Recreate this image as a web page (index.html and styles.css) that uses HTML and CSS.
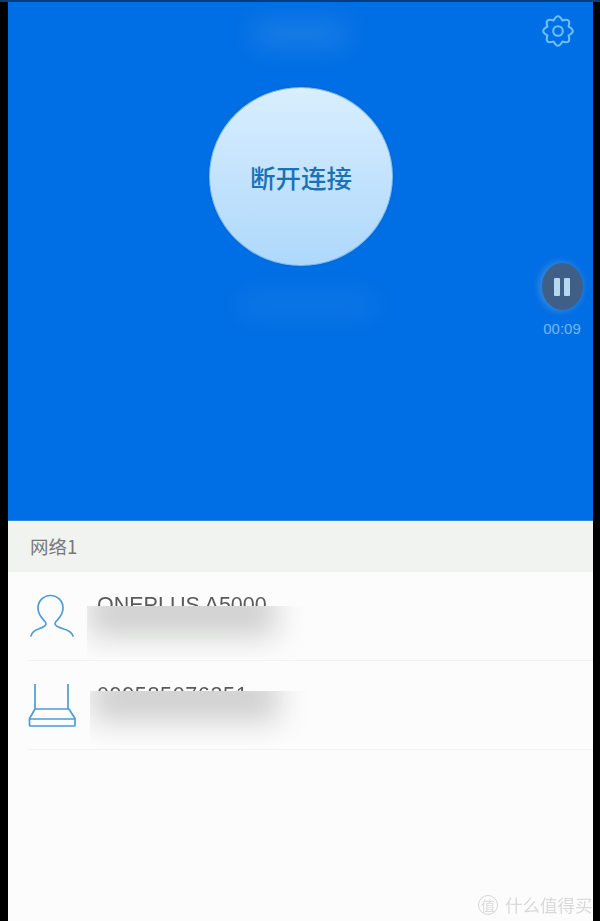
FILE: index.html
```html
<!DOCTYPE html>
<html lang="zh">
<head>
<meta charset="utf-8">
<title>网络</title>
<link rel="stylesheet" href="styles.css">
</head>
<body>
<div class="app">
  <section class="hero">
    <div class="smear smear-top"></div>
    <svg class="gear" viewBox="0 0 32 32" width="32" height="32" fill="none" stroke="#6cc0fb" stroke-width="2.100" stroke-linejoin="round">
      <path d="M26.600 11.600Q35 16 26.600 20.400Q29.400 29.400 20.400 26.600Q16 35 11.600 26.600Q2.600 29.400 5.400 20.400Q-3 16 5.400 11.600Q2.600 2.600 11.600 5.400Q16 -3 20.400 5.400Q29.400 2.600 26.600 11.600Z"/>
      <circle cx="16" cy="16" r="4.800"/>
    </svg>
    <button class="disconnect">断开连接</button>
    <div class="smear smear-bottom"></div>
    <div class="timer">
      <div class="pause"><span class="bar"></span><span class="bar"></span></div>
      <div class="time">00:09</div>
    </div>
  </section>
  <section class="list">
    <div class="group">网络1</div>
    <div class="row">
      <svg class="icon" viewBox="0 0 48 48" width="48" height="48" fill="none" stroke="#4f9bd2" stroke-width="1.700" stroke-linecap="round" stroke-linejoin="round">
        <path d="M3 44c.8-3.800 3.800-5.800 8-7.200 3.500-1.200 7-2.400 7-5 0-1.500-1.200-2.300-2.400-3.800C13.500 25.700 10 22 10 16 10 9 15.500 3.500 22.500 3.500S35 9 35 16c0 6-3.500 9.700-5.600 12-1.200 1.500-2.400 2.300-2.400 3.800 0 2.600 4 3.800 8 5 4.800 1.400 9.200 3.400 10 7.200"/>
      </svg>
      <div class="name name-a">ONEPLUS A5000</div>
      <div class="redact redact-a"></div>
    </div>
    <div class="row">
      <svg class="icon" viewBox="0 0 48 48" width="48" height="48" fill="none" stroke="#4f9bd2" stroke-width="1.700" stroke-linejoin="round">
        <path d="M7 3v25M40 3v25"/>
        <path d="M7 28h34l6 9.500v6.500c0 .6-.4 1-1 1H2.500c-.6 0-1-.4-1-1v-6.500z"/>
        <path d="M1.500 38h45.500"/>
      </svg>
      <div class="name name-b">099585076351</div>
      <div class="redact redact-b"></div>
    </div>
    <div class="watermark"><span class="seal">值</span><span>什么值得买</span></div>
  </section>
</div>
</body>
</html>
```
FILE: styles.css
```css
* { box-sizing: border-box; }
html, body { margin: 0; height: 921px; background: #000; overflow: hidden; }
body { font-family: "Noto Sans CJK SC", "Liberation Sans", sans-serif; }
.app { width: 585px; height: 921px; margin-left: 8px; display: flex; flex-direction: column; background: #fbfcfb; padding-top: 2px; position: relative; filter: blur(.5px); }
.app::before { content: ""; position: absolute; left: -8px; right: -7px; top: 0; height: 2px; background: #0a3a78; }
.hero { position: relative; height: 519px; flex: none; background: #006ee4; padding-top: 85px; display: flex; flex-direction: column; align-items: center; border-bottom: 1px solid #2f86dd; }
.disconnect { width: 184px; height: 179px; margin-left: 1px; padding: 0; border: 1px solid #7dbcf0; border-radius: 50%; background: linear-gradient(#d9eefe, #aed8fb); color: #1a72b6; font: 500 25.500px/1 "Noto Sans CJK SC", sans-serif; box-shadow: 0 0 2px #0a5cb5; }
.smear { position: absolute; background: #4a9be8; }
.smear-top { left: 245px; top: 20px; width: 95px; height: 24px; filter: blur(14px); opacity: .4; }
.smear-bottom { left: 232px; top: 292px; width: 135px; height: 22px; filter: blur(14px); opacity: .22; }
.gear { position: absolute; left: 534px; top: 13px; }
.timer { position: absolute; left: 529px; top: 261px; width: 50px; display: flex; flex-direction: column; align-items: center; gap: 10px; }
.pause { width: 41px; height: 47px; border-radius: 50%; background: #3f5f86; box-shadow: -2px 0 6px 2px #2f86dd; display: flex; align-items: center; justify-content: center; gap: 4px; }
.bar { width: 6px; height: 18px; border-radius: 1px; background: #b5d8f0; }
.time { font: 15px/18px "Liberation Sans", sans-serif; color: #74b7f3; }
.list { position: relative; flex: 1; }
.group { height: 51px; padding: 10px 0 0 22px; background: #f1f3f1; color: #777; font-size: 18.500px; font-weight: 400; line-height: 30px; }
.row { position: relative; height: 89px; margin-left: 20px; border-bottom: 1px solid #f1f3f1; overflow: hidden; }
.icon { position: absolute; left: 0; top: 20px; }
.name { font: 21.500px/24px "Liberation Sans", sans-serif; color: #5a5a5a; white-space: nowrap; margin-left: 69px; }
.name-a { padding-top: 21px; }
.name-b { padding-top: 22px; letter-spacing: .65px; }
.redact { position: absolute; width: 220px; height: 54px; background: #fbfcfb; overflow: hidden; }
.redact::before { content: ""; position: absolute; left: 2px; top: -16px; width: 186px; height: 46px; background: #cdcecd; filter: blur(15px); }
.redact-a { left: 59px; top: 34px; }
.redact-b { left: 62px; top: 30px; }
.watermark { position: absolute; left: 470px; bottom: 5px; display: flex; align-items: center; gap: 7px; color: #dadada; font-size: 17.500px; line-height: 22px; white-space: nowrap; }
.seal { width: 20px; height: 20px; border: 1px solid #d4d4d4; border-radius: 50%; font-size: 14px; line-height: 18px; text-align: center; flex: none; }
```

▶ [Written task]: Gather all the lines that include the word "styles" and copy them out.

▶ [Complete response]:
Recreate this image as a web page (index.html and styles.css) that uses HTML and CSS.
<link rel="stylesheet" href="styles.css">
FILE: styles.css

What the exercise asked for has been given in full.